In the 1890s, U.S. political sectors began reaching the conclusion that the “Cuban fruit” was just right for gobbling up. In November 1891, Munsey Magazine insisted once again on buying the island of Cuba, arguing that its geographic location was essential to U.S. defense interests, and that it was a destination for surplus products from the United States, while also clearly expressing a willingness to do whatever was necessary to take over that territory, affirming: “It may almost certainly be declared that before long Cuba will be ours.”

Another publication, the American Magazine of Civics, summed up in 1895 diverse opinions about Cuba’s annexation, including that of prominent Wall Street figures like Frederick R. Condert, who stated: “My mouth waters when I think about Cuba being one of the states in our family.”

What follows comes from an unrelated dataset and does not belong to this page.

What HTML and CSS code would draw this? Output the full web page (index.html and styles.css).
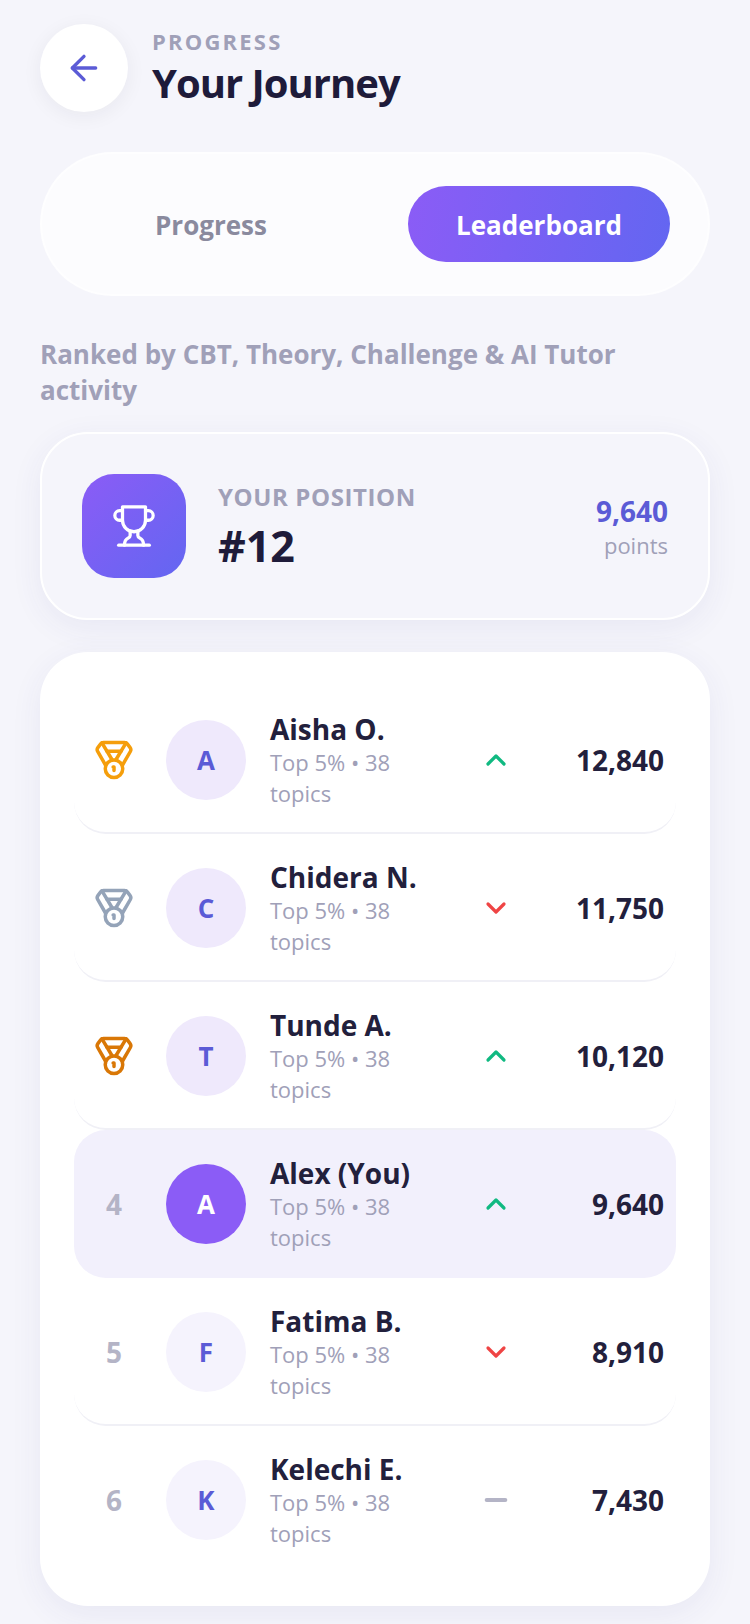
FILE: index.html
```html
<!DOCTYPE html>
<html lang="en">
<head>
    <meta charset="UTF-8">
    <meta name="viewport" content="width=device-width, initial-scale=1.0">
    <title>Your Journey</title>
    <link rel="stylesheet" href="styles.css">
</head>
<body>
    <svg class="icon-defs" aria-hidden="true">
        <symbol id="medal" viewBox="0 0 24 24">
            <path d="M7.21 15 2.66 7.14a2 2 0 0 1 .13-2.2L4.4 2.8A2 2 0 0 1 6 2h12a2 2 0 0 1 1.6.8l1.6 2.14a2 2 0 0 1 .14 2.2L16.79 15"/>
            <path d="M11 12 5.12 2.2"/>
            <path d="m13 12 5.88-9.8"/>
            <path d="M8 7h8"/>
            <circle cx="12" cy="17" r="5"/>
            <path d="M12 18v-2h-.5"/>
        </symbol>
        <symbol id="up" viewBox="0 0 24 24"><path d="m18 15-6-6-6 6"/></symbol>
        <symbol id="down" viewBox="0 0 24 24"><path d="m6 9 6 6 6-6"/></symbol>
        <symbol id="flat" viewBox="0 0 24 24"><path d="M5 12h14"/></symbol>
    </svg>

    <div class="container">
        <header class="header">
            <button class="back-button" aria-label="Back">
                <svg class="icon" viewBox="0 0 24 24"><path d="m12 19-7-7 7-7"/><path d="M19 12H5"/></svg>
            </button>
            <div class="header-text">
                <div class="eyebrow">PROGRESS</div>
                <h1 class="title">Your Journey</h1>
            </div>
        </header>

        <div class="tabs">
            <button class="tab">Progress</button>
            <button class="tab tab-active">Leaderboard</button>
        </div>

        <p class="note">Ranked by CBT, Theory, Challenge &amp; AI Tutor activity</p>

        <section class="position-card">
            <div class="position-icon">
                <svg class="icon" viewBox="0 0 24 24">
                    <path d="M6 9H4.5a2.5 2.5 0 0 1 0-5H6"/>
                    <path d="M18 9h1.5a2.5 2.5 0 0 0 0-5H18"/>
                    <path d="M4 22h16"/>
                    <path d="M10 14.66V17c0 .55-.47.98-.97 1.21C7.85 18.75 7 20.24 7 22"/>
                    <path d="M14 14.66V17c0 .55.47.98.97 1.21C16.15 18.75 17 20.24 17 22"/>
                    <path d="M18 2H6v7a6 6 0 0 0 12 0V2Z"/>
                </svg>
            </div>
            <div class="position-text">
                <div class="position-label">YOUR POSITION</div>
                <div class="position-rank">#12</div>
            </div>
            <div class="position-points">
                <div class="points-value">9,640</div>
                <div class="points-label">points</div>
            </div>
        </section>

        <section class="board">
            <div class="row">
                <div class="rank"><svg class="medal medal-gold"><use href="#medal"/></svg></div>
                <div class="avatar avatar-top">A</div>
                <div class="info">
                    <div class="name">Aisha O.</div>
                    <div class="meta">Top 5% • 38 topics</div>
                </div>
                <svg class="trend trend-up"><use href="#up"/></svg>
                <div class="score">12,840</div>
            </div>
            <div class="row">
                <div class="rank"><svg class="medal medal-silver"><use href="#medal"/></svg></div>
                <div class="avatar avatar-top">C</div>
                <div class="info">
                    <div class="name">Chidera N.</div>
                    <div class="meta">Top 5% • 38 topics</div>
                </div>
                <svg class="trend trend-down"><use href="#down"/></svg>
                <div class="score">11,750</div>
            </div>
            <div class="row">
                <div class="rank"><svg class="medal medal-bronze"><use href="#medal"/></svg></div>
                <div class="avatar avatar-top">T</div>
                <div class="info">
                    <div class="name">Tunde A.</div>
                    <div class="meta">Top 5% • 38 topics</div>
                </div>
                <svg class="trend trend-up"><use href="#up"/></svg>
                <div class="score">10,120</div>
            </div>
            <div class="row row-you">
                <div class="rank">4</div>
                <div class="avatar avatar-you">A</div>
                <div class="info">
                    <div class="name">Alex (You)</div>
                    <div class="meta">Top 5% • 38 topics</div>
                </div>
                <svg class="trend trend-up"><use href="#up"/></svg>
                <div class="score">9,640</div>
            </div>
            <div class="row">
                <div class="rank">5</div>
                <div class="avatar">F</div>
                <div class="info">
                    <div class="name">Fatima B.</div>
                    <div class="meta">Top 5% • 38 topics</div>
                </div>
                <svg class="trend trend-down"><use href="#down"/></svg>
                <div class="score">8,910</div>
            </div>
            <div class="row row-last">
                <div class="rank">6</div>
                <div class="avatar">K</div>
                <div class="info">
                    <div class="name">Kelechi E.</div>
                    <div class="meta">Top 5% • 38 topics</div>
                </div>
                <svg class="trend trend-flat"><use href="#flat"/></svg>
                <div class="score">7,430</div>
            </div>
        </section>
    </div>
</body>
</html>
```

FILE: styles.css
```css
* {
    box-sizing: border-box;
}

body {
    font-family: 'Open Sans', sans-serif;
    background-color: #f5f5fb;
    color: #1e1b3a;
    margin: 0;
}

.icon-defs {
    display: none;
}

.container {
    display: flex;
    flex-direction: column;
    padding: 24px 40px 18px;
}

.icon,
.medal,
.trend {
    fill: none;
    stroke: currentColor;
    stroke-linecap: round;
    stroke-linejoin: round;
    stroke-width: 2;
}

/* Header */
.header {
    display: flex;
    align-items: center;
    gap: 24px;
}

.back-button {
    display: flex;
    justify-content: center;
    align-items: center;
    width: 88px;
    height: 88px;
    padding: 0;
    border: none;
    border-radius: 50%;
    background-color: #fff;
    color: #5b5bd6;
    box-shadow: 0 4px 20px rgba(30, 27, 58, 0.06);
}

.back-button .icon {
    width: 40px;
    height: 40px;
}

.eyebrow {
    font-size: 22px;
    font-weight: 700;
    line-height: 28px;
    letter-spacing: 2.2px;
    color: #a0a0b8;
}

.title {
    margin: 2px 0 0;
    font-size: 40px;
    font-weight: 700;
    line-height: 52px;
    letter-spacing: -1px;
}

/* Tabs */
.tabs {
    display: flex;
    justify-content: space-between;
    margin-top: 40px;
    padding: 32px 38px;
    border: 2px solid rgba(255, 255, 255, 0.6);
    border-radius: 72px;
    background-color: rgba(255, 255, 255, 0.7);
}

.tab {
    width: 262px;
    height: 76px;
    padding-top: 2px;
    border: none;
    border-radius: 38px;
    background: none;
    font-family: inherit;
    font-size: 26px;
    font-weight: 700;
    color: #8a8a9e;
}

.tab-active {
    background: linear-gradient(100deg, #8b5cf6, #6366f1);
    color: #fff;
}

.note {
    margin: 40px 0 24px;
    padding-right: 40px;
    font-size: 26px;
    font-weight: 700;
    line-height: 36px;
    color: #a0a0b8;
}

/* Your position */
.position-card {
    display: flex;
    align-items: center;
    height: 188px;
    padding: 0 40px;
    border: 2px solid #fff;
    border-radius: 48px;
    box-shadow: 0 8px 32px rgba(60, 50, 140, 0.07);
}

.position-icon {
    display: flex;
    justify-content: center;
    align-items: center;
    flex-shrink: 0;
    width: 104px;
    height: 104px;
    border-radius: 32px;
    background: linear-gradient(135deg, #8b5cf6, #6366f1);
    color: #fff;
}

.position-icon .icon {
    width: 46px;
    height: 46px;
    stroke-width: 1.7;
}

.position-text {
    flex: 1;
    margin-left: 32px;
    padding-top: 4px;
}

.position-label {
    font-size: 24px;
    font-weight: 700;
    line-height: 32px;
    letter-spacing: 0.6px;
    color: #a0a0b8;
}

.position-rank {
    margin-top: 3px;
    font-size: 43px;
    font-weight: 700;
    line-height: 60px;
}

.position-points {
    padding-top: 2px;
    text-align: right;
}

.points-value {
    font-size: 28px;
    font-weight: 700;
    line-height: 36px;
    color: #5b5bd6;
}

.points-label {
    font-size: 22px;
    line-height: 32px;
    color: #a0a0b8;
}

/* Leaderboard */
.board {
    margin-top: 32px;
    padding: 34px 34px 32px;
    border-radius: 48px;
    background-color: #fff;
    box-shadow: 0 8px 32px rgba(60, 50, 140, 0.07);
}

.row {
    display: flex;
    align-items: center;
    gap: 24px;
    height: 148px;
    padding: 0 12px;
    border-top: 2px solid transparent;
    border-bottom: 2px solid #f0f0f6;
    border-radius: 32px;
}

.row-you {
    border-bottom-color: transparent;
    background-color: #f2f0fc;
}

.row-last {
    border-bottom-color: transparent;
}

.rank {
    display: flex;
    justify-content: center;
    align-items: center;
    flex-shrink: 0;
    width: 56px;
    font-size: 28px;
    font-weight: 700;
    color: #b4b4c6;
}

.medal {
    width: 42px;
    height: 42px;
}

.medal-gold {
    color: #f59e0b;
}

.medal-silver {
    color: #94a3b8;
}

.medal-bronze {
    color: #d97706;
}

.avatar {
    display: flex;
    justify-content: center;
    align-items: center;
    flex-shrink: 0;
    width: 80px;
    height: 80px;
    border-radius: 50%;
    background-color: #f5f3fd;
    font-size: 26px;
    font-weight: 700;
    color: #5b5bd6;
}

.avatar-top {
    background-color: #efe9fc;
}

.avatar-you {
    background-color: #8b5cf6;
    color: #fff;
}

.info {
    flex: 1;
    min-width: 0;
    color: #22203c;
}

.name {
    font-size: 28px;
    font-weight: 700;
    line-height: 36px;
}

.meta {
    font-size: 22px;
    line-height: 31px;
    color: #a0a0b8;
}

.trend {
    flex-shrink: 0;
    width: 32px;
    height: 32px;
    stroke-width: 2.4;
}

.trend-up {
    color: #10b981;
}

.trend-down {
    color: #ef4444;
}

.trend-flat {
    color: #b4b4c6;
    stroke-width: 3;
}

.score {
    flex-shrink: 0;
    width: 128px;
    font-size: 28px;
    font-weight: 700;
    color: #22203c;
    text-align: right;
}
```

“If we do not take over Cuba, it will continue to be in the hands of a weak and decadent nation, and the possibility of acquiring Cuba could be considered lost forever,” wrote Theodore Roosevelt, assistant secretary of the U.S. Navy at the time, on September 23, 1897. “I do not believe that Cuba can be pacified with autonomy (promised for the island by Spain at the time), and I trust that in a not too distant time, such events will occur there that will require us to intervene.”

The true objectives that determined the intervention were revealingly expressed in a communiqué sent on December 24, 1897 from Breckenridge, assistant secretary of war of the United States, to Army Lt. General N. S. Miles, appointed general-in-chief of the forces that would be used to carry out the intervention.

What did that communiqué say?

“The island of Cuba, a larger territory, has a greater population density than Puerto Rico, although it is unevenly distributed. This population is made up of whites, blacks, Asians and people who are a mixture of these races. The inhabitants are generally indolent and apathetic.

“It is obvious that the immediate annexation of these disturbing elements into our own federation in such large numbers would be sheer madness, so before we do that we must clean up the country, even if this means using the methods Divine Providence used on the cities of Sodom and Gomorrah.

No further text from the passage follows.